From Partin Settlement Road to Ames Haven Road.

Both alternatives being considered for this section include a four-lane divided roadway with 11-foot wide lanes. There would also be a 4-foot bicycle lane and a 12-foot recreational path provided on both sides of this 1.8-mile stretch.  

In Alternative One, widening occurs mostly to the north of Neptune Road and a minimum of 130 feet of right-of-way is needed.

Alternative Two widens Neptune Road mostly to the south, requires the relocation of power poles and at least 139 feet of right-of-way.

From Ames Haven Road to Old Canoe Creek Road.

There would be widening on both sides of the street along a one-mile section of Neptune stretching from Ames Haven to the canal by the Florida’s Turnpike.

Widening on the south side of Neptune Road would then occur for another half mile from the canal to Old Canoe Creek Road.

A minimum of 130 feet of right-of-way is required.

From Partin Settlement Road to Old Canoe Creek Road.

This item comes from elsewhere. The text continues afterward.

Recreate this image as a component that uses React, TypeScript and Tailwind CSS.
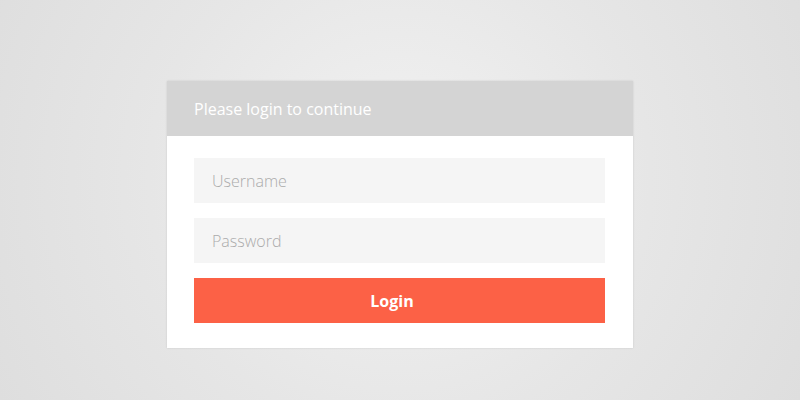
export default function App() {
  return (
    <main
      className="flex h-[400px] w-[800px] items-start justify-center bg-[radial-gradient(circle_at_50%_45%,#f2f2f2_0%,#e6e6e6_55%,#dedede_100%)] pt-[81px]"
      style={{ fontFamily: '"Open Sans", sans-serif' }}
    >
      <section className="w-[466px] bg-white shadow-[0_0_2px_rgba(0,0,0,0.12)]">
        <div className="flex h-[55px] items-center bg-[#d4d4d4] px-[27px]">
          <p className="text-[16px] text-white">Please login to continue</p>
        </div>
        <form className="flex flex-col gap-[15px] pl-[27px] pr-[28px] pt-[22px] pb-[25px]">
          <input
            type="text"
            placeholder="Username"
            className="h-[45px] w-full bg-[#f5f5f5] px-[18px] text-[16px] font-light text-gray-600 outline-none placeholder:text-[#ababab]"
          />
          <input
            type="password"
            placeholder="Password"
            className="h-[45px] w-full bg-[#f5f5f5] px-[18px] text-[16px] font-light text-gray-600 outline-none placeholder:text-[#ababab]"
          />
          <button
            type="button"
            className="h-[45px] w-full bg-[#fc6146] pr-[15px] text-[16px] font-bold text-white"
          >
            Login
          </button>
        </form>
      </section>
    </main>
  );
}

This section will have a major impact on surrounding neighborhoods, with right-of-way effecting between 58 and 75 residential parcels. Another six to eight non-residential parcels could be impacted.

Between 9 and 25 residential relocations could take place along this 3.4-mile section. It comes with a big price tag, too. Construction costs without right-of-way land acquisition is estimated between $39 and $40 million and up to $4 million in utility relocation costs.

There isn’t any adverse impact to wildlife expected here, but there are medium impacts to wetlands and flood plains.

From Old Canoe Creek Road to U.S. Highway 192.

Two alternatives are being considered for this half-mile section.

Alternative A includes a four-lane, undivided road with 10-foot lanes, a 10-foot recreational path on the north side of Neptune and a 6-foot sidewalk on the south side. It’s not expected to require additional right-of-way.

Alternative B calls for a five-lane road with 10-foot lanes and an 11-foot center left-turn lane where a median is being considered in various spots. There would also be a 10-foot recreational path on the north side of Neptune along with a 6-foot wide sidewalk on the south side. It would require some additional right-of-way on the north side.

There are no relocations required for either alternative.  

Construction costs for this section could range from $3.3 million to $3.5 million and no utility relocation costs are expected.

There are no expected environmental or wildlife impacts to this area.

County and consulting staff will fine-tune project details and data before hosting a final public input meeting in January.

Finally, staff will make a presentation to county commissioners, who will choose whether to build the project or not.

Funding will dictate how quickly construction occurs. Design, right-of-way acquisition, and construction could take five to six years, said  Josh DeVrives, director of planning for the county.